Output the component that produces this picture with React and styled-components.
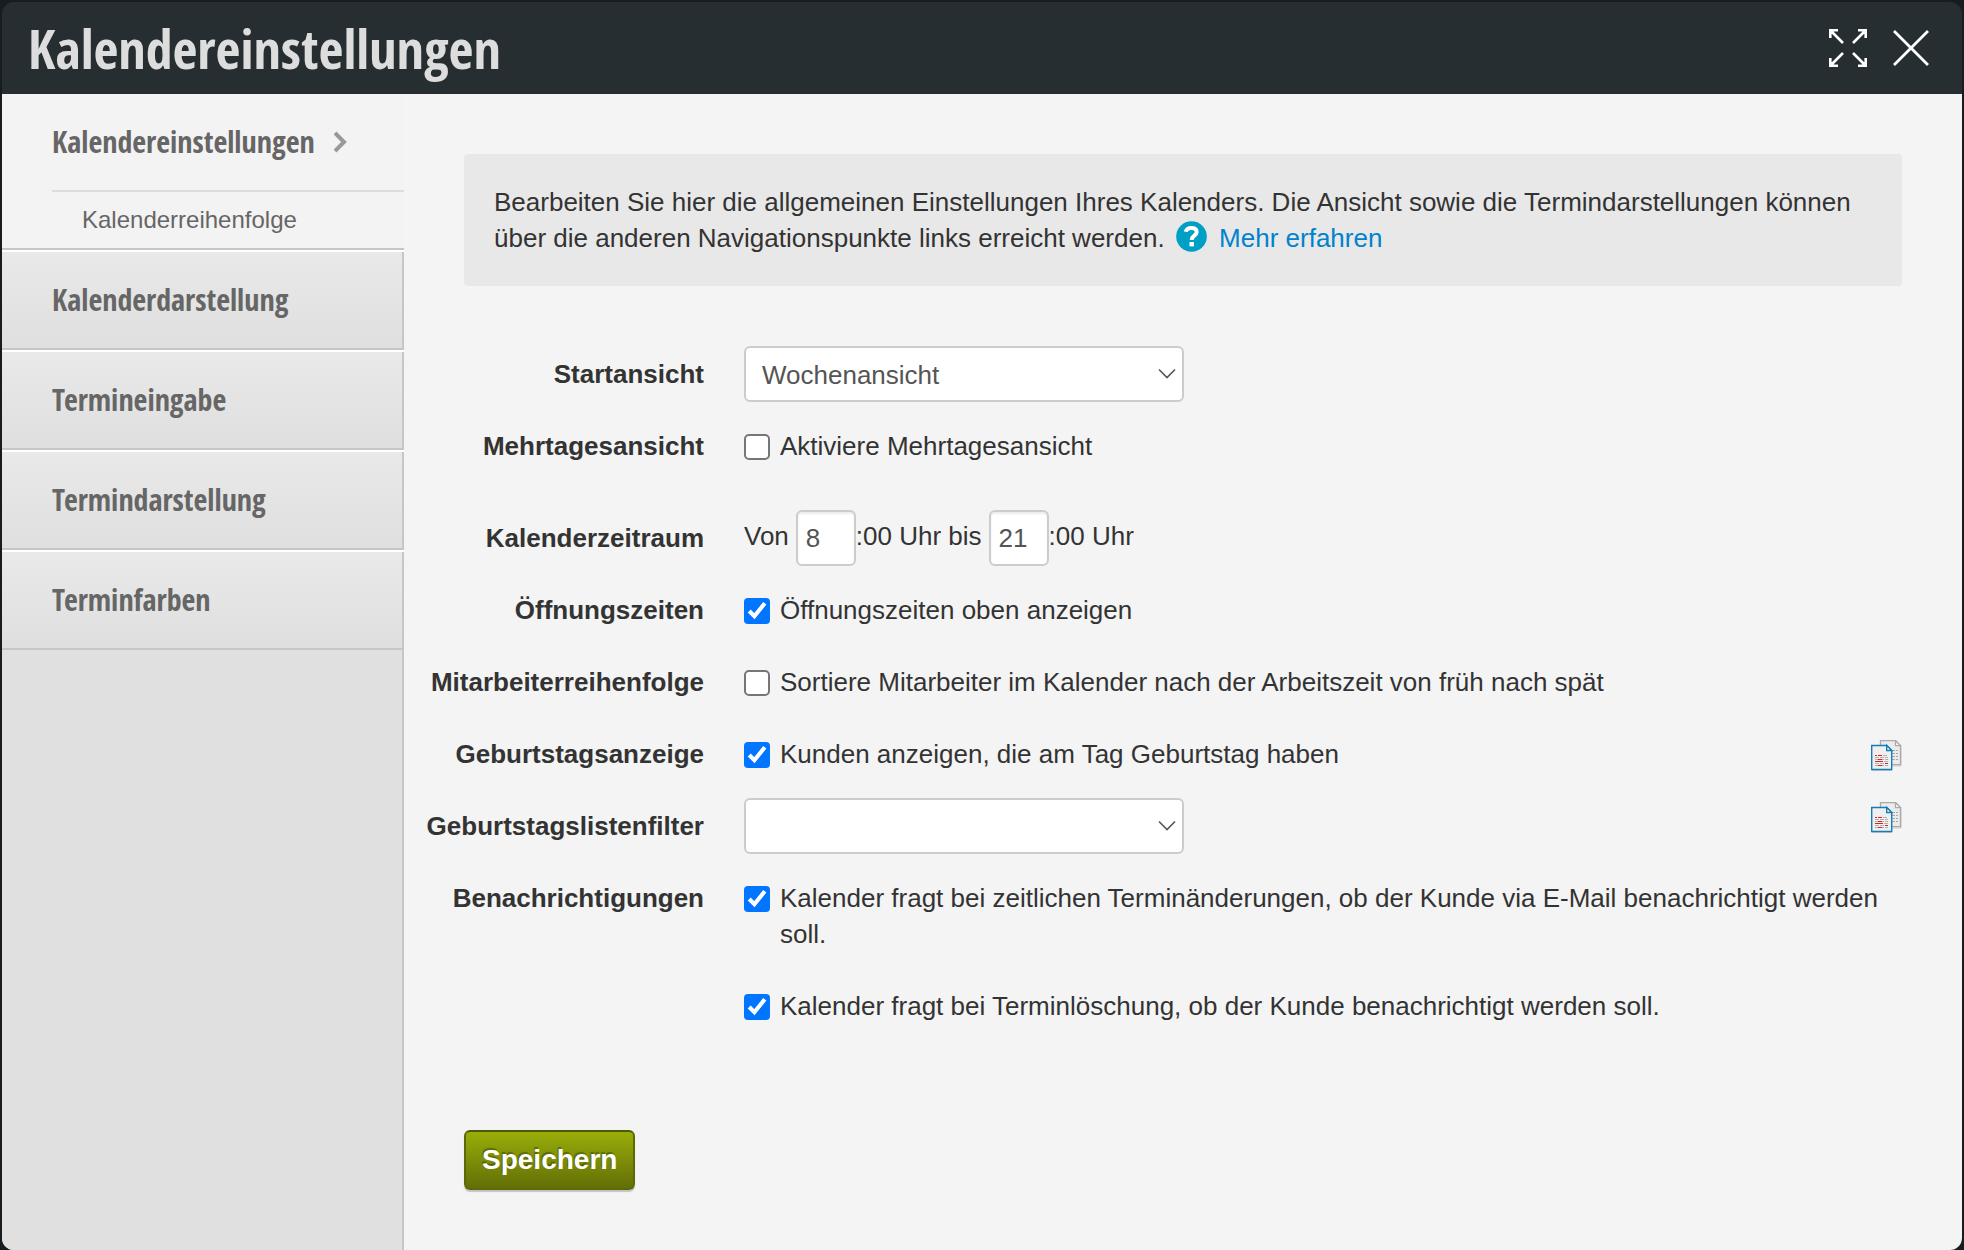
import React from "react";
import styled, { createGlobalStyle, css } from "styled-components";

const GlobalStyle = createGlobalStyle`
  * { box-sizing: border-box; }
  body {
    margin: 0;
    background: #161c1f;
    color: #333;
    font: 26px/36px "Liberation Sans", Arial, sans-serif;
  }
`;

const condensed = css`
  font-family: "Open Sans Condensed", "Liberation Sans Narrow", "Open Sans", sans-serif;
  font-weight: 700;
`;

const Dialog = styled.section`
  display: flex;
  flex-direction: column;
  min-height: 100vh;
  padding: 2px 2px 0;
`;

const Header = styled.header`
  display: flex;
  align-items: center;
  justify-content: space-between;
  height: 92px;
  padding: 0 32px 0 26px;
  border-radius: 12px 12px 0 0;
  background: #262e31;
`;

const Title = styled.h1`
  ${condensed}
  margin: 0;
  color: #ddd;
  font-size: 54px;
  line-height: 92px;
`;

const HeaderActions = styled.div`
  display: flex;
  align-items: center;
  gap: 24px;
`;

const IconButton = styled.button`
  display: flex;
  padding: 0;
  border: 0;
  background: none;
  color: #fff;
  cursor: pointer;
`;

const Body = styled.div`
  display: flex;
  flex: 1;
  overflow: hidden;
  border-radius: 0 0 12px 12px;
  background: #f4f4f4;
`;

const Sidebar = styled.nav`
  display: flex;
  flex-direction: column;
  flex: 0 0 402px;
  background: #e0e0e0;
`;

const ActiveGroup = styled.div`
  padding-left: 50px;
  border-bottom: 2px solid #c6c6c6;
  background: #f3f3f3;
`;

const ActiveLink = styled.a`
  ${condensed}
  display: flex;
  align-items: center;
  gap: 19px;
  height: 98px;
  border-bottom: 2px solid #dcdcdc;
  color: #666;
  font-size: 30px;
  text-decoration: none;
`;

const SubLink = styled.a`
  display: block;
  padding-left: 30px;
  color: #666;
  font-size: 24px;
  line-height: 56px;
  text-decoration: none;
`;

const NavLink = styled.a`
  ${condensed}
  height: 100px;
  padding-left: 50px;
  border-top: 2px solid #fff;
  border-bottom: 2px solid #c6c6c6;
  background: linear-gradient(#e9e9e9, #dfdfdf);
  box-shadow: inset -2px 0 #c6c6c6;
  color: #666;
  font-size: 30px;
  line-height: 96px;
  text-decoration: none;
`;

const SidebarRest = styled.div`
  flex: 1;
  border-right: 2px solid #c6c6c6;
`;

const Main = styled.main`
  flex: 1;
  min-width: 0;
  padding: 60px;
`;

const Info = styled.p`
  margin: 0 0 60px;
  padding: 30px;
  border-radius: 4px;
  background: #e8e8e8;
`;

const HelpIcon = styled.svg`
  margin: 0 5px 0 4px;
  vertical-align: -5px;
`;

const MoreLink = styled.a`
  color: #0082cc;
  text-decoration: none;
`;

const Form = styled.form`
  display: flex;
  flex-direction: column;
  align-items: stretch;
`;

const Rows = styled.div`
  display: flex;
  flex-direction: column;
  gap: 16px;
  margin: 0 0 96px -60px;
`;

const Row = styled.div`
  display: grid;
  grid-template-columns: 340px minmax(0, 1fr) auto;
  align-items: start;
  min-height: 56px;
  margin-bottom: ${(p) => (p.$spaced ? "20px" : "0")};
`;

const RowLabel = styled.label`
  padding: 10px 40px 10px 0;
  font-weight: 700;
  text-align: right;
  white-space: nowrap;
`;

const Options = styled.div`
  display: flex;
  flex-direction: column;
  gap: 36px;
  padding: 10px 0;
`;

const CheckLabel = styled.label`
  display: flex;
  align-items: flex-start;
  gap: 10px;
`;

const Checkbox = styled.input.attrs({ type: "checkbox" })`
  zoom: 2;
  flex: none;
  width: 13px;
  height: 13px;
  margin: 3px 0 0;
  accent-color: #0075ff;
`;

const SelectWrap = styled.div`
  display: grid;
  width: 440px;
  align-items: center;
  color: #555;

  > * { grid-area: 1 / 1; }
  > svg { justify-self: end; margin-right: 8px; pointer-events: none; }
`;

const field = css`
  height: 56px;
  border: 2px solid #ccc;
  border-radius: 6px;
  background: #fff;
  color: #555;
  font: inherit;
`;

const Select = styled.select`
  ${field}
  width: 100%;
  padding: 2px 40px 0 16px;
  appearance: none;
`;

const TimeRange = styled.div`
  display: flex;
  align-items: center;
`;

const HourInput = styled.input`
  ${field}
  width: 60px;
  padding: 0 8px;
  box-shadow: inset 0 2px 2px rgba(0, 0, 0, 0.075);
`;

const TimeText = styled.span`
  padding: 0 ${(p) => (p.$gap ? "7px" : "0")} 4px 0;
`;

const CopyButton = styled(IconButton)`
  margin-top: ${(p) => (p.$raised ? "4px" : "14px")};
`;

const SaveButton = styled.button`
  align-self: flex-start;
  height: 60px;
  padding: 0 16px;
  border: 2px solid #5c6a06;
  border-top-color: #4c5a04;
  border-radius: 6px;
  background: linear-gradient(#99ad09, #636f07);
  box-shadow: 0 2px 1px rgba(0, 0, 0, 0.2);
  color: #fff;
  font: 700 28px/36px "Liberation Sans", Arial, sans-serif;
  text-shadow: -1px -2px 1px rgba(0, 0, 0, 0.3);
  cursor: pointer;
`;

const ExpandIcon = () => (
  <svg width="40" height="40" viewBox="0 0 40 40" fill="none" stroke="currentColor" strokeWidth="2.600" aria-hidden="true">
    <path d="M15 15 2.500 2.500M2.300 10V2.300H10M25 15 37.500 2.500M30 2.300h7.700V10M15 25 2.500 37.500M2.300 30v7.700H10M25 25l12.500 12.500M30 37.700h7.700V30" />
  </svg>
);

const CloseIcon = () => (
  <svg width="38" height="38" viewBox="0 0 38 38" fill="none" stroke="currentColor" strokeWidth="2.800" aria-hidden="true">
    <path d="M2 2 36 36M36 2 2 36" />
  </svg>
);

const Chevron = () => (
  <svg width="14" height="22" viewBox="0 0 14 22" fill="none" stroke="#999" strokeWidth="4" aria-hidden="true">
    <path d="M1 2 10 11 1 20" />
  </svg>
);

const SelectArrow = () => (
  <svg width="18" height="12" viewBox="0 0 18 12" fill="none" stroke="#555" strokeWidth="1.600" aria-hidden="true">
    <path d="M1 1.500 9 9.500 17 1.500" />
  </svg>
);

const Help = () => (
  <HelpIcon width="31" height="31" viewBox="0 0 31 31" aria-hidden="true">
    <circle cx="15.500" cy="15.500" r="15.300" fill="#00a0c6" />
    <path d="M9.800 10.800C10.200 8.300 12.300 6.900 15.500 6.900c3.100 0 5.200 1.500 5.200 4 0 3.900-5 3.700-5 8" fill="none" stroke="#fff" strokeWidth="4" />
    <rect x="13.500" y="21" width="4.400" height="4.400" fill="#fff" />
  </HelpIcon>
);

const CopyIcon = () => (
  <svg width="31" height="31" viewBox="0 0 31 31" aria-hidden="true">
    <path d="M10 26h20V7" fill="none" stroke="#ccc" />
    <path d="M9.500.7h15l5 5v19h-20z" fill="#ebebeb" stroke="#aaa" strokeWidth="1.300" />
    <path d="M24.500.7v5h5z" fill="#fff" stroke="#aaa" strokeWidth="1.300" />
    <path d="M21 10.500h6M21 13.500h6M21 16.500h6M21 19.500h6" stroke="#aaa" strokeDasharray="3 1" />
    <path d="M1 30.500h20" stroke="#ccc" />
    <path d="M.7 5.500h15l5 5v19H.7z" fill="#efefef" stroke="#147db5" strokeWidth="1.400" />
    <path d="M15.700 5.500v5h5z" fill="#fff" stroke="#147db5" strokeWidth="1.400" />
    <path d="M12 15.500h5M4 17.500h13M4 19.500h13M13 21.500h4M4 23.500h9M4 25.500h13" stroke="#b0b0b0" strokeDasharray="4 1" />
    <path d="M4 15.500h2M7 15.500h4M7 19.500h4M4 21.500h8M14 23.500h3M7 25.500h4" stroke="#e02020" />
  </svg>
);

const Check = ({ id, checked, children }) => (
  <CheckLabel>
    <Checkbox id={id} defaultChecked={checked} />
    <span>{children}</span>
  </CheckLabel>
);

export default function App() {
  return (
    <>
      <GlobalStyle />
      <Dialog>
        <Header>
          <Title>Kalendereinstellungen</Title>
          <HeaderActions>
            <IconButton type="button" aria-label="Vollbild"><ExpandIcon /></IconButton>
            <IconButton type="button" aria-label="Schließen"><CloseIcon /></IconButton>
          </HeaderActions>
        </Header>
        <Body>
          <Sidebar>
            <ActiveGroup>
              <ActiveLink href="#kalendereinstellungen">Kalendereinstellungen <Chevron /></ActiveLink>
              <SubLink href="#kalenderreihenfolge">Kalenderreihenfolge</SubLink>
            </ActiveGroup>
            <NavLink href="#kalenderdarstellung">Kalenderdarstellung</NavLink>
            <NavLink href="#termineingabe">Termineingabe</NavLink>
            <NavLink href="#termindarstellung">Termindarstellung</NavLink>
            <NavLink href="#terminfarben">Terminfarben</NavLink>
            <SidebarRest />
          </Sidebar>
          <Main>
            <Info>
              Bearbeiten Sie hier die allgemeinen Einstellungen Ihres Kalenders. Die Ansicht sowie die
              Termindarstellungen können über die anderen Navigationspunkte links erreicht werden.{" "}
              <Help /> <MoreLink href="#hilfe">Mehr erfahren</MoreLink>
            </Info>
            <Form onSubmit={(e) => e.preventDefault()}>
              <Rows>
                <Row>
                  <RowLabel htmlFor="start">Startansicht</RowLabel>
                  <SelectWrap>
                    <Select id="start"><option>Wochenansicht</option></Select>
                    <SelectArrow />
                  </SelectWrap>
                </Row>
                <Row $spaced>
                  <RowLabel htmlFor="multi">Mehrtagesansicht</RowLabel>
                  <Options><Check id="multi">Aktiviere Mehrtagesansicht</Check></Options>
                </Row>
                <Row>
                  <RowLabel htmlFor="from">Kalenderzeitraum</RowLabel>
                  <TimeRange>
                    <TimeText $gap>Von</TimeText>
                    <HourInput id="from" defaultValue="8" />
                    <TimeText $gap>:00 Uhr bis</TimeText>
                    <HourInput aria-label="Bis" defaultValue="21" />
                    <TimeText>:00 Uhr</TimeText>
                  </TimeRange>
                </Row>
                <Row>
                  <RowLabel htmlFor="hours">Öffnungszeiten</RowLabel>
                  <Options><Check id="hours" checked>Öffnungszeiten oben anzeigen</Check></Options>
                </Row>
                <Row>
                  <RowLabel htmlFor="staff">Mitarbeiterreihenfolge</RowLabel>
                  <Options>
                    <Check id="staff">Sortiere Mitarbeiter im Kalender nach der Arbeitszeit von früh nach spät</Check>
                  </Options>
                </Row>
                <Row>
                  <RowLabel htmlFor="birthday">Geburtstagsanzeige</RowLabel>
                  <Options><Check id="birthday" checked>Kunden anzeigen, die am Tag Geburtstag haben</Check></Options>
                  <CopyButton type="button" aria-label="Geburtstagsanzeige übertragen"><CopyIcon /></CopyButton>
                </Row>
                <Row>
                  <RowLabel htmlFor="filter">Geburtstagslistenfilter</RowLabel>
                  <SelectWrap>
                    <Select id="filter"><option></option></Select>
                    <SelectArrow />
                  </SelectWrap>
                  <CopyButton $raised type="button" aria-label="Geburtstagslistenfilter übertragen"><CopyIcon /></CopyButton>
                </Row>
                <Row>
                  <RowLabel htmlFor="notify">Benachrichtigungen</RowLabel>
                  <Options>
                    <Check id="notify" checked>
                      Kalender fragt bei zeitlichen Terminänderungen, ob der Kunde via E-Mail benachrichtigt werden soll.
                    </Check>
                    <Check id="notify-delete" checked>
                      Kalender fragt bei Terminlöschung, ob der Kunde benachrichtigt werden soll.
                    </Check>
                  </Options>
                </Row>
              </Rows>
              <SaveButton type="submit">Speichern</SaveButton>
            </Form>
          </Main>
        </Body>
      </Dialog>
    </>
  );
}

+-------+

PROMPT: Lines of the material that contain the word "React" are to be gathered.

FULL ANSWER:
Output the component that produces this picture with React and styled-components.
import React from "react";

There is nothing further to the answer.